The foyer of Aviva’s London headquarters
While John Lee mostly focuses on small-caps, he has recently moved funds into companies such as Aviva © Robert Evans/Alamy

I have always been a lover of dividends — reinvested and compounded — they have played a big part in the growth of my Isa over the years. Much less appealing has been the pursuit of “total return”, that is, focusing on an overall return, primarily driven by capital growth at the expense of income.  

This may be fine when shares are powering ahead, the argument being that you can always sell a portion of your holding if you need the money. But in a bear market, as we had recently, depreciating capital combined with little or no income is hardly encouraging.

Probably it is my accountancy training and self-discipline, but I have always differentiated between capital and income, and nibbling away at one’s seed corn is not for me. I like businesses in which I’m invested to at least maintain dividend rates in a difficult period, if at all possible, as reducing or passing dividends always leave a scar on a company’s record which can never be erased.

Currently, highly depressed markets have thrown up very attractive dividend yields and I have significantly moved funds in my own and family portfolios into the likes of Aviva or Legal & General — virtually private sector “gilts”. Many solid, established and profitable small-caps are also now offering attracting yields.  

Of course, depositors can get returns of 6 per cent or more on bank deposits following recent rises in interest rates, but for how long will these rates last? Years ago, I wrote an article on my “double 7” approach, which advocated looking for both a dividend yield and a price/earnings ratio of 7. Never did I think those days would come round again! 

It was against this background that I relished the recent opportunity to advise and build a conservative, income-focused portfolio for a family charity. What a wonderful time to have cash to invest given current available dividend yields.

A balanced portfolio — without overdiversifying — is something to aim for. I selected 16 stocks with a weighting to large caps, all offering a dividend yield of 5 per cent or more. As a “core” there was a three-unit holding in each of Aviva, Legal & General and M&G, all on yields of at least 8 per cent. Then five two-unit holdings — British American Tobacco, Phoenix, Primary Health Properties, Secure Trust and Taylor Wimpey — again juicy yields averaging about 7 per cent. 

The first two need little introduction; PHP, despite its debt, should be well capable of at least maintaining dividend payments given its rent flow, effectively underwritten by the government. Niche lender Secure Trust has to be outstandingly cheap — I note that the chief executive has just made a notable purchase — and land banked and cash-rich Taylor Wimpey presents an excellent buying opportunity when we must be at, or near, the bottom of the housebuilding cycle.  

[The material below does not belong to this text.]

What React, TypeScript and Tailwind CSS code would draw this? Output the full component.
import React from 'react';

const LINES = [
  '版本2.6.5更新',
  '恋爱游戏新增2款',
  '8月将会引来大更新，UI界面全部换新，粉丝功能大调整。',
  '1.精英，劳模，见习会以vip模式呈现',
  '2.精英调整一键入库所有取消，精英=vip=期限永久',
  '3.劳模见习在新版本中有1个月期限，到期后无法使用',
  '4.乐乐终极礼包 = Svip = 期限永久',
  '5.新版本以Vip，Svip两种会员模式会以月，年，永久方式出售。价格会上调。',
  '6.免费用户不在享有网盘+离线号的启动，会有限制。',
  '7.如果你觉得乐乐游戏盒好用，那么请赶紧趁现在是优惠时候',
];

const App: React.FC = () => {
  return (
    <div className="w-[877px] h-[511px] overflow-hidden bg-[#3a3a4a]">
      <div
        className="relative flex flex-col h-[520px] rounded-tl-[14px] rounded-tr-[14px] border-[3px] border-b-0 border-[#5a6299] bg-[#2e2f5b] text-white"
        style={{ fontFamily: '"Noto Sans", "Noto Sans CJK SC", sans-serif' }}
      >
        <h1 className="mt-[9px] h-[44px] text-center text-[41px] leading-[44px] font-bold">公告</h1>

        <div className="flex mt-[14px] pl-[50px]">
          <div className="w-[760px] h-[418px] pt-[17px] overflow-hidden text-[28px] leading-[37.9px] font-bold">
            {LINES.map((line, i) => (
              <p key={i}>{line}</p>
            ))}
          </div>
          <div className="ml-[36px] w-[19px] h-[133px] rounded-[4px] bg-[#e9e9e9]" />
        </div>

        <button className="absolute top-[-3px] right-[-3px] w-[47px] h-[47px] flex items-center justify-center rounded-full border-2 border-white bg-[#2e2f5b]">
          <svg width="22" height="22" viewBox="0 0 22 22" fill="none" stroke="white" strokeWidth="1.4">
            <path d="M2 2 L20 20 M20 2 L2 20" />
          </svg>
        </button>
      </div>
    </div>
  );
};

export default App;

Finally, we bought eight small-cap single unit holdings — all committed and consistent dividend payers: Anpario, Chesnara, Duke Royalty, MP Evans, Hollywood Bowl, STV, Workspace and VP. This group has a probable 6 per cent overall yield with the potential for a significant share price recovery and perhaps a takeover candidate from time to time.

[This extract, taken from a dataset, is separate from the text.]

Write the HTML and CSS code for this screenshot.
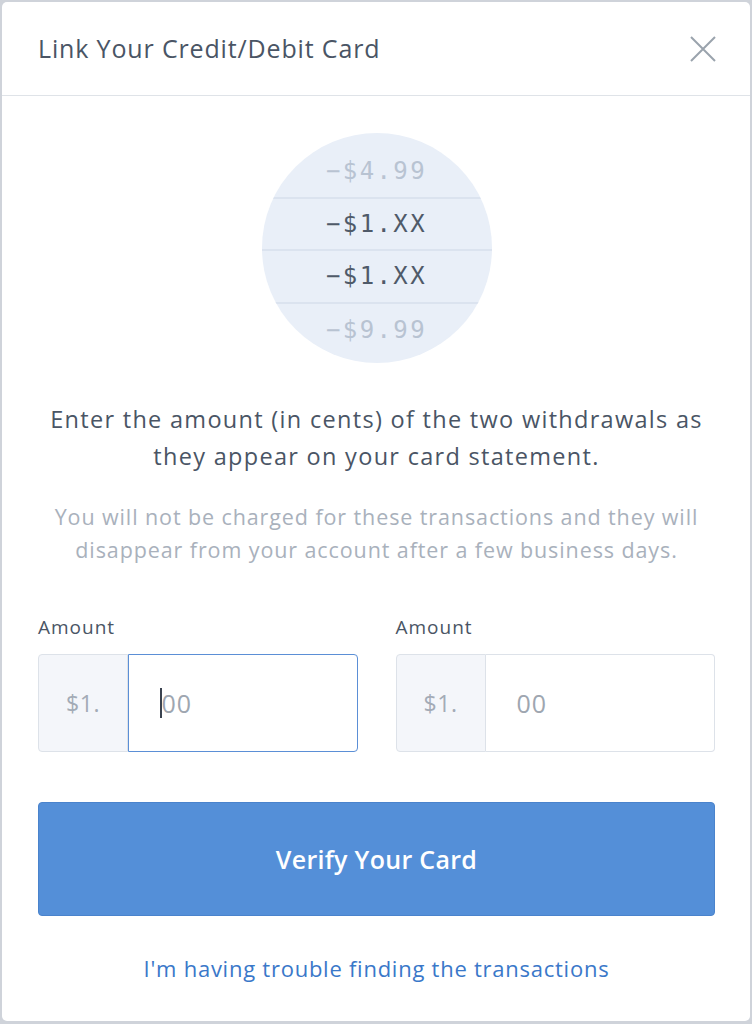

With the aforementioned weightings, this portfolio should deliver a near 8 per cent dividend yield overall. Even if a couple of holdings were to disappoint, the projected income should still be very satisfying, and the large-cap strength provides easy access to liquidity if there were ever a need to dip into capital — thankfully a remote possibility.

Turning to my own portfolio, performance has been decidedly mixed. Disappointing trading news severely knocked business brokers Christie Group, although I still believe it to be very substantially undervalued, and Videndum, a supplier of content creation equipment, continued to fall away, suffering from the effects of the Hollywood strikes. Let us hope there is resolution here soon.

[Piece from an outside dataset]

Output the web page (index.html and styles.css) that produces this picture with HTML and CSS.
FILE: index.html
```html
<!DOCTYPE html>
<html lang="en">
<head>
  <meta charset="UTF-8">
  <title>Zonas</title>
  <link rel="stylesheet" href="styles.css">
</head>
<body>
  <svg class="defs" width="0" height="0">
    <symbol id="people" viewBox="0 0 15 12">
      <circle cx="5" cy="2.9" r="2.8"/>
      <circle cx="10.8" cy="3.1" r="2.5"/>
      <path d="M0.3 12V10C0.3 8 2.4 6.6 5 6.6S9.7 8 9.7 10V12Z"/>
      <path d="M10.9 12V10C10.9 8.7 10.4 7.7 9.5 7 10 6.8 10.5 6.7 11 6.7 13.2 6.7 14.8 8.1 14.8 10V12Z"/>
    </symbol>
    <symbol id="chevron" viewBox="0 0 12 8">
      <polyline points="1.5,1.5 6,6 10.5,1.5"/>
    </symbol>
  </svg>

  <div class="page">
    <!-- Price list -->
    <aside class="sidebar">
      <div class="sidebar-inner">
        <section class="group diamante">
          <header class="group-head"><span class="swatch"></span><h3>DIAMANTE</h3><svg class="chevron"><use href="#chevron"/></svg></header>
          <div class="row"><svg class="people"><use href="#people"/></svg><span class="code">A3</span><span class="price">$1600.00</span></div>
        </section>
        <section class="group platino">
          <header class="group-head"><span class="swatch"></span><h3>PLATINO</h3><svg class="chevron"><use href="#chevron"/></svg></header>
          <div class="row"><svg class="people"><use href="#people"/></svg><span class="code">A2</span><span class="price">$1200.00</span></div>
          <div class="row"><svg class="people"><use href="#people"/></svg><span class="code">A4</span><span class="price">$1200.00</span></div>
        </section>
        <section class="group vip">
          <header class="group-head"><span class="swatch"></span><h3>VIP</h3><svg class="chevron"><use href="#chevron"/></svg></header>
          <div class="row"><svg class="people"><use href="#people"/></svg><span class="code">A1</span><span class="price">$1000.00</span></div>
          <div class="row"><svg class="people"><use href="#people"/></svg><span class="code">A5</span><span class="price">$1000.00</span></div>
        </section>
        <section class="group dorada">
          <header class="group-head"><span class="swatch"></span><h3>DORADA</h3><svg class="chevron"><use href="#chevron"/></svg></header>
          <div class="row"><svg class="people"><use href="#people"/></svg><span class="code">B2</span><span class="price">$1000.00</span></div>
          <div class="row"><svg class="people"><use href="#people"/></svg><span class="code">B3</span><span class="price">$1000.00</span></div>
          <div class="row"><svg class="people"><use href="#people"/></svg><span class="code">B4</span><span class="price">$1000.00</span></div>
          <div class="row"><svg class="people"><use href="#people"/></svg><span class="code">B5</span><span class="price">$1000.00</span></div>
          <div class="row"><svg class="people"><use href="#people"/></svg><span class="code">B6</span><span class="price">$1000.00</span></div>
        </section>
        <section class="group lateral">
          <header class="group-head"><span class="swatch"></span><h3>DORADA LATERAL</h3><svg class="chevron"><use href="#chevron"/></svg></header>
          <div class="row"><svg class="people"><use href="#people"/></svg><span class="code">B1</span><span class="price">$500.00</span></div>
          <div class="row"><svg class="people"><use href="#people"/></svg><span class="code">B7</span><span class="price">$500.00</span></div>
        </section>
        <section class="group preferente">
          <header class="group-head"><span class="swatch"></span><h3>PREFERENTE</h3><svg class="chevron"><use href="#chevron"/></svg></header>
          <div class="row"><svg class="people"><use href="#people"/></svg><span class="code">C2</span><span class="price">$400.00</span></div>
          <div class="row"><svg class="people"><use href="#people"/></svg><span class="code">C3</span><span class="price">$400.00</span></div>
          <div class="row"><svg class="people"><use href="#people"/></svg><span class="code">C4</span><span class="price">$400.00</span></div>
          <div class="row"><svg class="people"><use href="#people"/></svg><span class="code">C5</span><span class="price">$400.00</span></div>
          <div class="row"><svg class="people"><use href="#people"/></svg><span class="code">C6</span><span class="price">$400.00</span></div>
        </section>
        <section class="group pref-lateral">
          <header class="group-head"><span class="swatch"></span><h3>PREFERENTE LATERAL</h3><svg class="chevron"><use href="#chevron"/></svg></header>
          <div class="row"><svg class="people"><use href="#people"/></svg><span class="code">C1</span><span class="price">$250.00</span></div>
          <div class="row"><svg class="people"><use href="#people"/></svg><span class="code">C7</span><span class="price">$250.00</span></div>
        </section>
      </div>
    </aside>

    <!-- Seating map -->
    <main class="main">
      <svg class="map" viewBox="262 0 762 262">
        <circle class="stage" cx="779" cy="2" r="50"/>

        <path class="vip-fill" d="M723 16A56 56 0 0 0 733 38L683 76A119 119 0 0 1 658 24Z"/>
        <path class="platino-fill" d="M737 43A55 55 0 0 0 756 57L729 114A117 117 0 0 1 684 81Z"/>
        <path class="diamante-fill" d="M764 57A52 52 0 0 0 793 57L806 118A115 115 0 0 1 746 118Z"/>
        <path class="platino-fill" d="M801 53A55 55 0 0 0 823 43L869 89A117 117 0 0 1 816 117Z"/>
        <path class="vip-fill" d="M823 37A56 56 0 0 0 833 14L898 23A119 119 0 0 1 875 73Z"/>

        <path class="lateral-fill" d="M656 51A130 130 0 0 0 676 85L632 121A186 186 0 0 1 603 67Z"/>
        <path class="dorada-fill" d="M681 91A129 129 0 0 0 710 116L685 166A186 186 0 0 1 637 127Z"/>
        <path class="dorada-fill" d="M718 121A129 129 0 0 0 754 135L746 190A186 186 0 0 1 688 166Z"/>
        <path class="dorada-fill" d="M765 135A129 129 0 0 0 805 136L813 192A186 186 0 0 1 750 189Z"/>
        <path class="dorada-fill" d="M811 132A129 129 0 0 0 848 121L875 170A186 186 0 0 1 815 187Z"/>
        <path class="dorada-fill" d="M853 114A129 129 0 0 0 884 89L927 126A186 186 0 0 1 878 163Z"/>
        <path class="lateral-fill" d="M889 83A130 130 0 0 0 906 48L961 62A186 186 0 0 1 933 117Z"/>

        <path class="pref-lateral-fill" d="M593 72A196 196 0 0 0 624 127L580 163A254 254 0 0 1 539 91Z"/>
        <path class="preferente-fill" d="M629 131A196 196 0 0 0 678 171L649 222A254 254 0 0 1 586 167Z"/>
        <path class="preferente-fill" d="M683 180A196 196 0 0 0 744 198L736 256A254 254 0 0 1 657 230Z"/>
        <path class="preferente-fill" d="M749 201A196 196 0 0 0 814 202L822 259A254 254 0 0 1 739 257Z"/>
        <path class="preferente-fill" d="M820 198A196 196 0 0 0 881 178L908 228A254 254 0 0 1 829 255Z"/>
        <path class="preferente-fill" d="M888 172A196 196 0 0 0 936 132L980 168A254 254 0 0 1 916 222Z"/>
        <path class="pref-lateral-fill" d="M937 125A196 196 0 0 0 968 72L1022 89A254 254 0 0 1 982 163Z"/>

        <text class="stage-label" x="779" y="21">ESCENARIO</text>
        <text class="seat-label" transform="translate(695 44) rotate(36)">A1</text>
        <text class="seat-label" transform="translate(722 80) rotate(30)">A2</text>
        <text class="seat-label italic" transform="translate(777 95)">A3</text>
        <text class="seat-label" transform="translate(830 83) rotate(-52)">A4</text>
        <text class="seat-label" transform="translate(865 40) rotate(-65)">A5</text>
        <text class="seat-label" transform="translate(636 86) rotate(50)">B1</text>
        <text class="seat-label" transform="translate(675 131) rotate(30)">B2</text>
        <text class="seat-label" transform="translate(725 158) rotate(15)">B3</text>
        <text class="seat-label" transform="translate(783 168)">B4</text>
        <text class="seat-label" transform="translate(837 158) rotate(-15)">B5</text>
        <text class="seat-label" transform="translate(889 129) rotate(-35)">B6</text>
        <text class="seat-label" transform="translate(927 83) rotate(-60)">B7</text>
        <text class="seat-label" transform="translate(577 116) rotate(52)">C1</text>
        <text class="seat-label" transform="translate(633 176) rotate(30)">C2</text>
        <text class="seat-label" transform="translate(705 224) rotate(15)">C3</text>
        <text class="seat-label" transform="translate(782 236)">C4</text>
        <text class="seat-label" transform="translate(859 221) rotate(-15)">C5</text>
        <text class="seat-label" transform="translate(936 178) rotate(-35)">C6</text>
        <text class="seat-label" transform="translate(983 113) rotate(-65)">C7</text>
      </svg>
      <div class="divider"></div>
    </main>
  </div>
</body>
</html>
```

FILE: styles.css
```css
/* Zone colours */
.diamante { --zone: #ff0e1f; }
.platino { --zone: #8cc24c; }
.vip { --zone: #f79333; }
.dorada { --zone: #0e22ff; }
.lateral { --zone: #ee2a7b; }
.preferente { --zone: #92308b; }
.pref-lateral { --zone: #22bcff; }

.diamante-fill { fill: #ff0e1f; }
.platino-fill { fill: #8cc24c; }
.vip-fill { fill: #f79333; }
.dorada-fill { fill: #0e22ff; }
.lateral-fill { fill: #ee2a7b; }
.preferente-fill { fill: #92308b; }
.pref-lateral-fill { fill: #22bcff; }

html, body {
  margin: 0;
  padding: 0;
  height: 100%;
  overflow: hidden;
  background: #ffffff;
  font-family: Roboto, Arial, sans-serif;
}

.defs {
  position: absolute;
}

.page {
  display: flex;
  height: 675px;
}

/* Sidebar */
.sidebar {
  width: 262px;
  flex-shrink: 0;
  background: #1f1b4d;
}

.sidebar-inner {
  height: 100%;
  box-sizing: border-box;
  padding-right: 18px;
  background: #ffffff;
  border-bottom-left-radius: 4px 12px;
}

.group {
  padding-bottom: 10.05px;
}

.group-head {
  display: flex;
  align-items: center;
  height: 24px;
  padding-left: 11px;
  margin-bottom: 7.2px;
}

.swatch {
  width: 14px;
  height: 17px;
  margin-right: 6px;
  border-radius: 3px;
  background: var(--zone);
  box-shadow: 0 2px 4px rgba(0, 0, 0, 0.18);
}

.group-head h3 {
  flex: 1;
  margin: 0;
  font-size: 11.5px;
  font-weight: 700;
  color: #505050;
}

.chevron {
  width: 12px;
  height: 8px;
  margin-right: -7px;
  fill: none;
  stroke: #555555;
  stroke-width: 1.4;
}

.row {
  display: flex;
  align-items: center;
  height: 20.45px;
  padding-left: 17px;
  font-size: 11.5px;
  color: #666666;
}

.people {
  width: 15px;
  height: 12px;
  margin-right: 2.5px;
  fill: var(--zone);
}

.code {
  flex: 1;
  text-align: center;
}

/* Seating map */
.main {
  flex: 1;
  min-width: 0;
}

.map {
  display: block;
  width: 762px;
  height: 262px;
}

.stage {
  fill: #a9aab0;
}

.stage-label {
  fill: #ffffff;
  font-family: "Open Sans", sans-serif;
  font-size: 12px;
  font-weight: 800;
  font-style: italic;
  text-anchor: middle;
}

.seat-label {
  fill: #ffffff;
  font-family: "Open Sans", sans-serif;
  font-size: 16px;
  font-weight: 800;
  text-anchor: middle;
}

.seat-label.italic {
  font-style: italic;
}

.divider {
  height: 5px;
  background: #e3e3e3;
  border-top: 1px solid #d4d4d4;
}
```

On the brighter side we had encouraging optimism from Concurrent Technologies, as trading recovers from supply chain delays and semiconductor shortages, together with an important US acquisition as it builds up its defence business. In two or three years I anticipate it will be materially more valuable and much better known as a UK plc.

However the recent highlight of my investing life was unquestionably the visit to family-controlled Potteries-based engineering group Goodwin. Over my 60-year spell as an investor it has to be one of the very best companies I have held shares in. 

Never have I experienced family directors so driven and committed to growth. They have near unique UK capability, having become a key supplier of large, technically advanced castings. With its focus on the nuclear decommissioning and naval markets, both these sectors helped it deliver a 68 per cent increase in orders last year. Approximately 25 per cent of turnover is defence-related — it is a critical component supplier for submarines for the UK and US navies and in time should benefit from the Aukus security pact.  

Among many other activities, Goodwins also has an exciting new product nearing production called Duvelco, a polymer resin that can bear very high temperatures. All this should hopefully bring surging profits over the coming years.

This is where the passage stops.